The best recommendation is vehicle-specific. A low sedan, a family SUV, a lifted truck, and a new EV all have different impact zones.

If you are unsure, start with a simple question: “Where is my vehicle actually getting hit?”

That answer usually points to the right coverage.

FAQs

Is PPF On Rocker Panels Worth It In Utah?

Yes, rocker panel PPF can be worth it in Utah if your vehicle sees winter driving, canyon roads, gravel, ski trips, construction zones, or freeway commuting. It is especially useful for trucks, SUVs, and vehicles with wide or aggressive tires.

Should I Get Rocker Panel PPF Before Full Front PPF?

In most cases, full front PPF comes first because the front bumper, hood, fenders, and mirrors take the most direct road debris. However, if your vehicle is a truck, SUV, lifted vehicle, or wide-tire setup, rocker panel protection may be worth adding at the same time.

Does Rocker Panel PPF Stop All Rock Chips?

No. PPF does not stop every possible chip or impact. It helps reduce damage by adding a clear protective barrier over the paint. Very sharp debris, heavy impacts, scrapes, or damaged film can still create problems.

Can PPF Be Installed Over Existing Rock Chips?

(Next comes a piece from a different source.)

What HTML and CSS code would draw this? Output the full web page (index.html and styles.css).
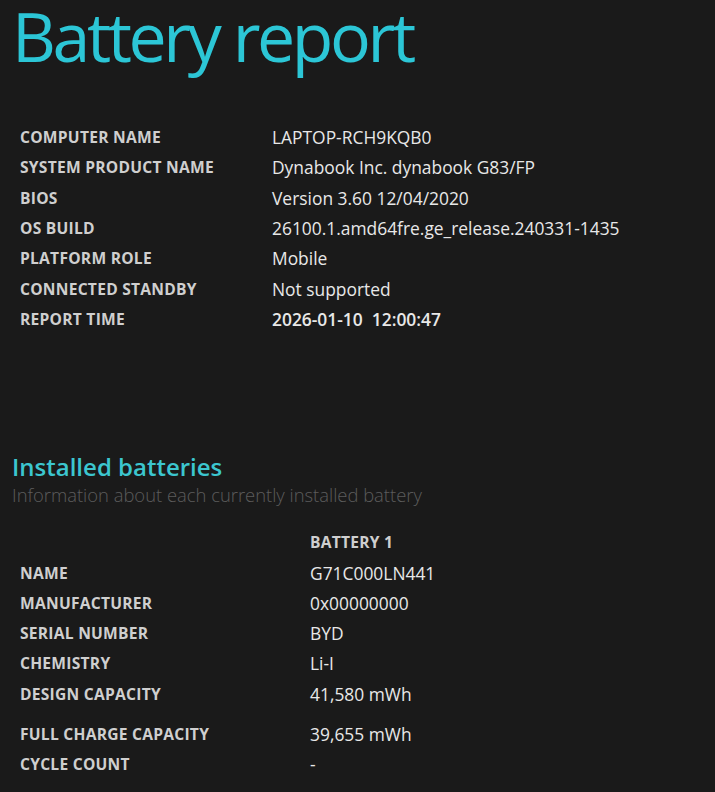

Sometimes, but existing chips will usually still be visible under the film. PPF protects what is there; it does not repaint the vehicle. If the chips are significant, ask whether touch-up, paint correction, or repair should happen first.

Do Mud Flaps Replace Rocker Panel PPF?

No. Mud flaps can reduce debris spray, but they do not protect the paint directly. For trucks and SUVs, mud flaps and rocker panel PPF can work well together.

What Areas Should I Protect If I Drive To Ski Resorts?

For regular ski trips, consider full front PPF first, then rocker panels, lower doors, lower rear impact areas, door sills, and the rear luggage area. The exact coverage depends on the vehicle and how it is used.